Carl A. Grant Scholars Lecture Featuring Shirin Vossoughi
March 6, 2018, 10:30 - 11:30 am
Educational Sciences Room 259, 1025 West Johnson Street
Shirin Vossoughi
Assistant Professor, Learning Sciences, Northwestern University School of Education and Social Policy
Bringing together the ethnographic study of talk and interaction with cultural-historical approaches to learning, Vossoughi seeks to integrate macro-political concerns (the roots of educational inequity, transnational migration, neoliberalism) with detailed studies of educational settings that imagine and enact alternative social relations. Vossoughi’s research centers on hybrid learning environments that blend formal and informal elements and support young people to engage in sophisticated forms of disciplinary thinking while questioning and expanding disciplinary boundaries. She is particularly concerned with the forms of pedagogical mediation and developmental trajectories that take shape within these settings.Vossoughi’s research therefore focuses on the following key phenomena: apprenticeship and joint activity; language and literacy practices; play and creativity; the subjective experience of educational dignity and indignity; the tensions and possibilities of political education; and the micro-genetic (moment-to-moment and day-to-day) development of scientific, social analytic and artistic discourse and practice.

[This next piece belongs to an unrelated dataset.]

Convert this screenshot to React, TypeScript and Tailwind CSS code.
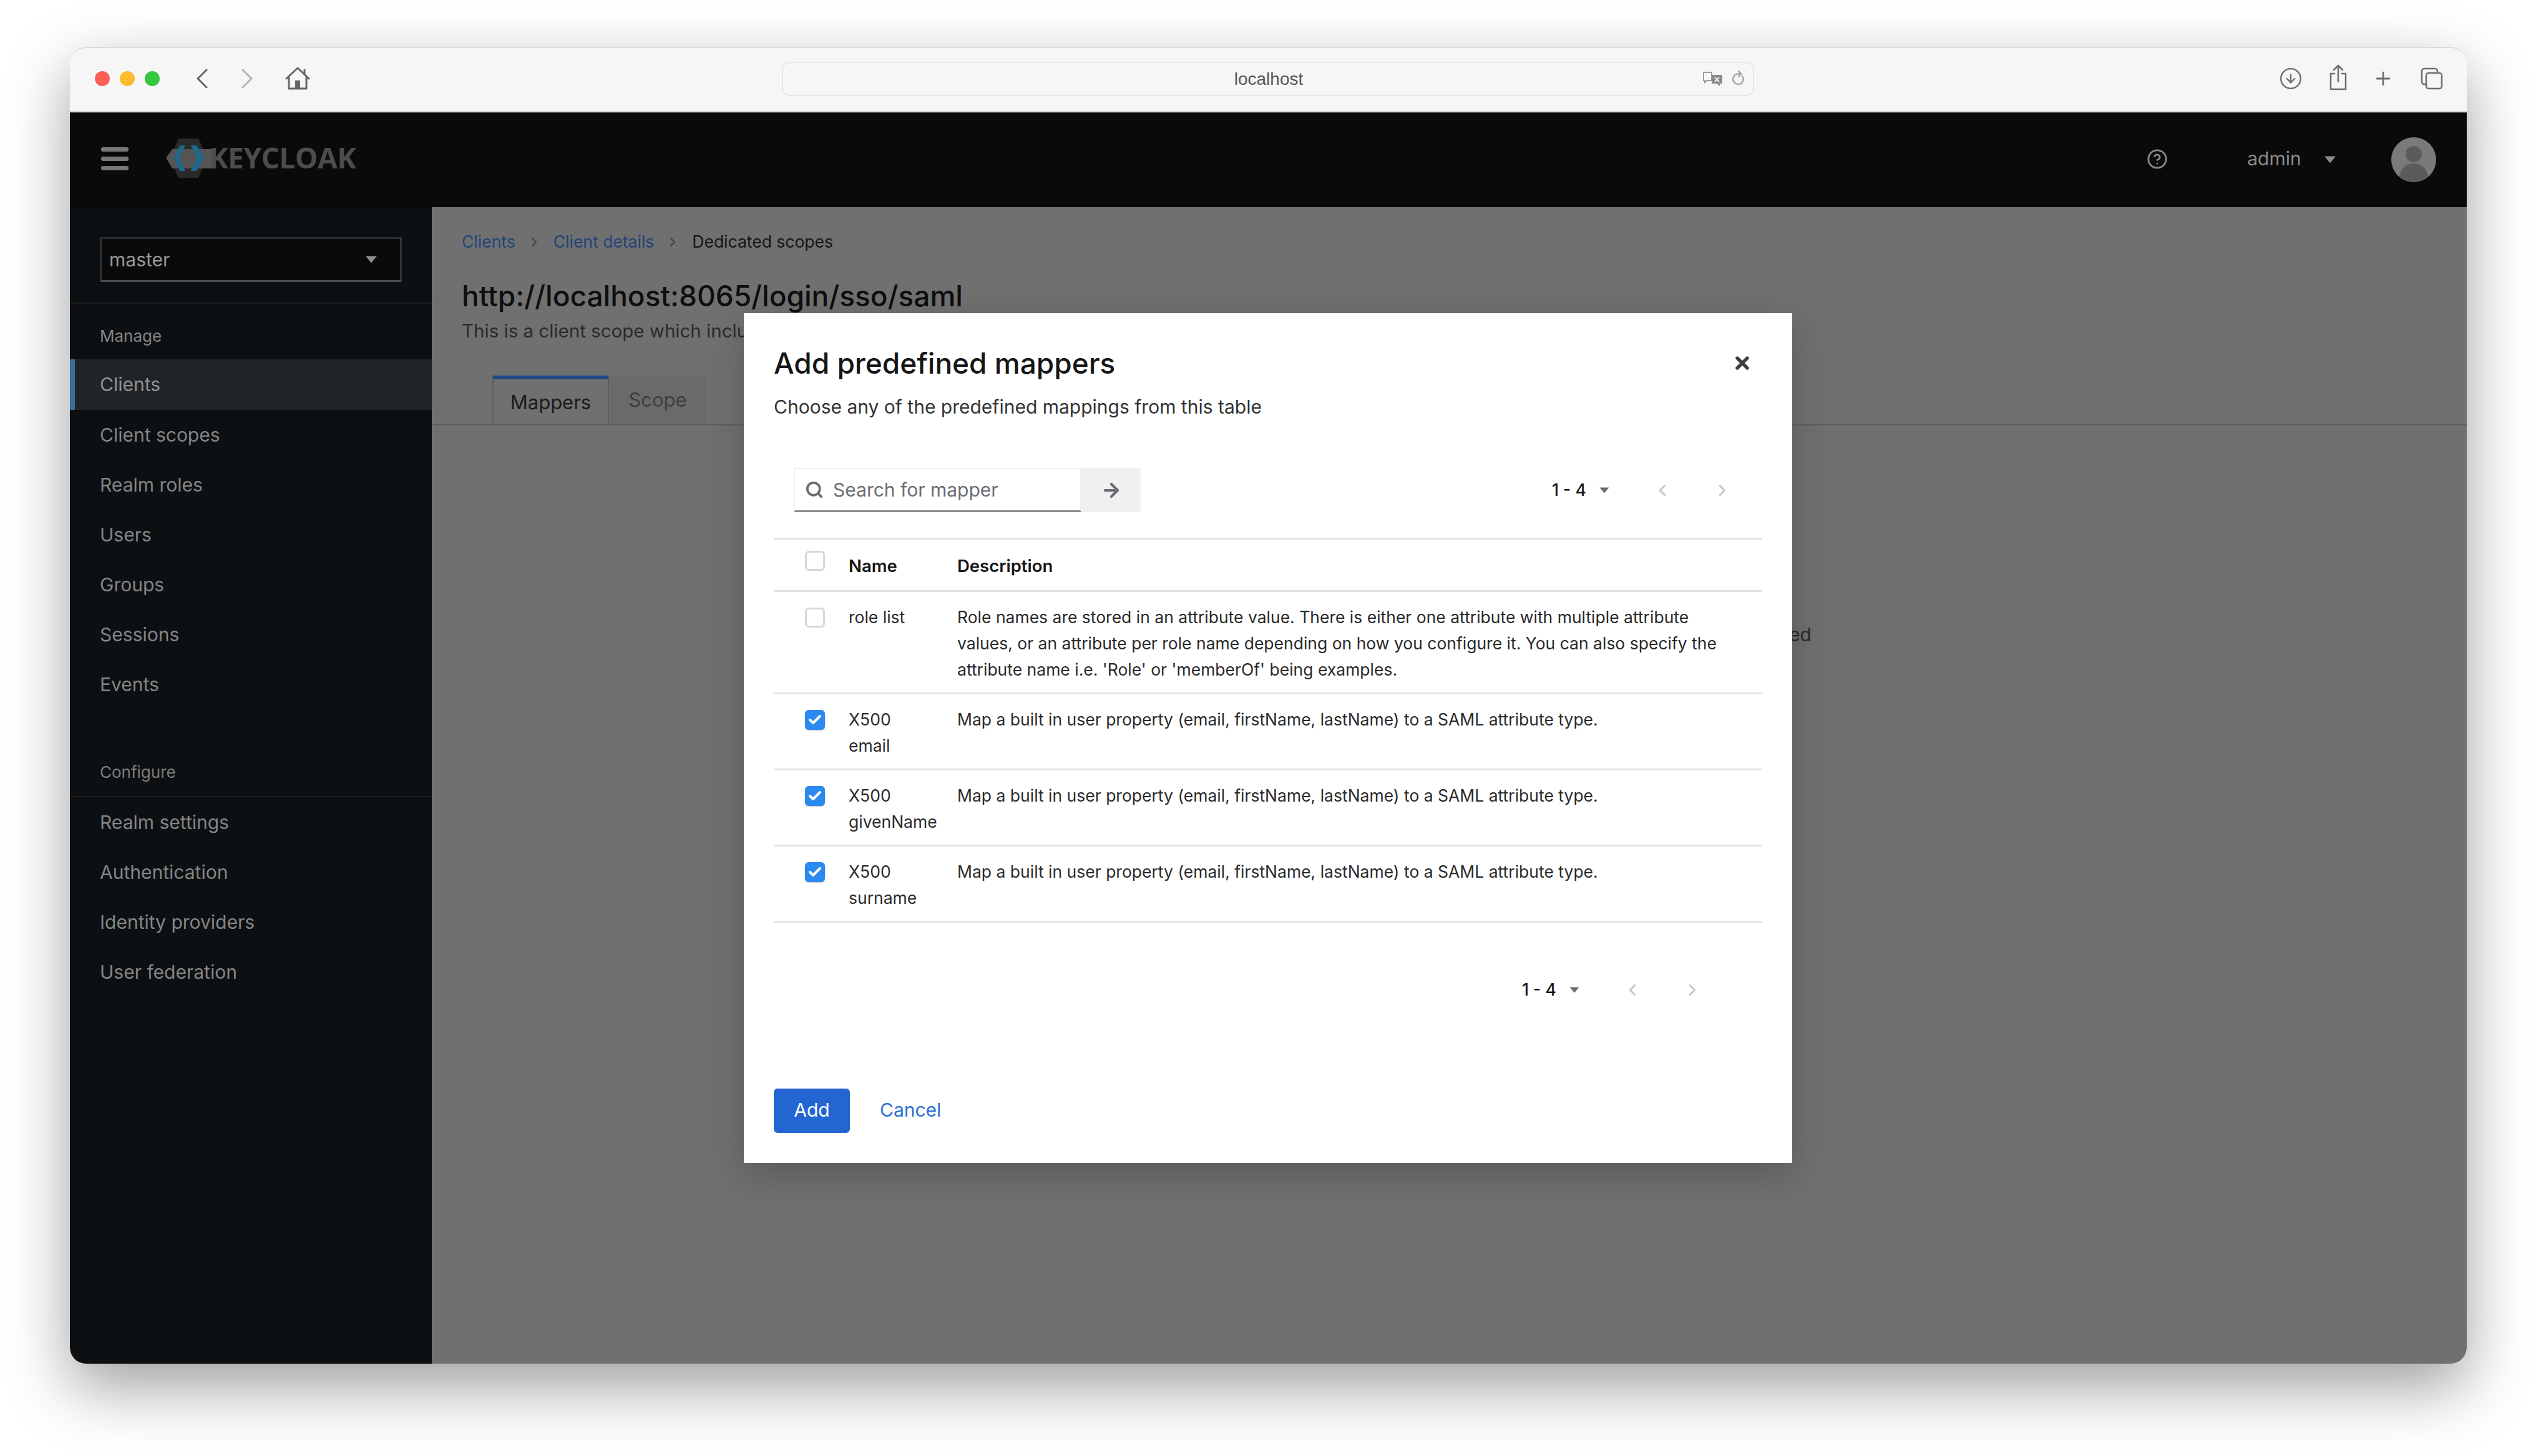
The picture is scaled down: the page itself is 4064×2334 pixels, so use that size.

Vossoughi has taught in schools, after-school and summer programs, and served as the director of a summer camp for youth in the Iranian diaspora. As the daughter of Iranian immigrants, she is personally invested in the design and study of educational settings for youth from migrant, immigrant and diasporic backgrounds. She has also designed and taught university-level courses on culture, learning, ethnography and social theory. She takes a collaborative approach to research, partnering with teachers and students to study the conditions that foster educational dignity and possibility.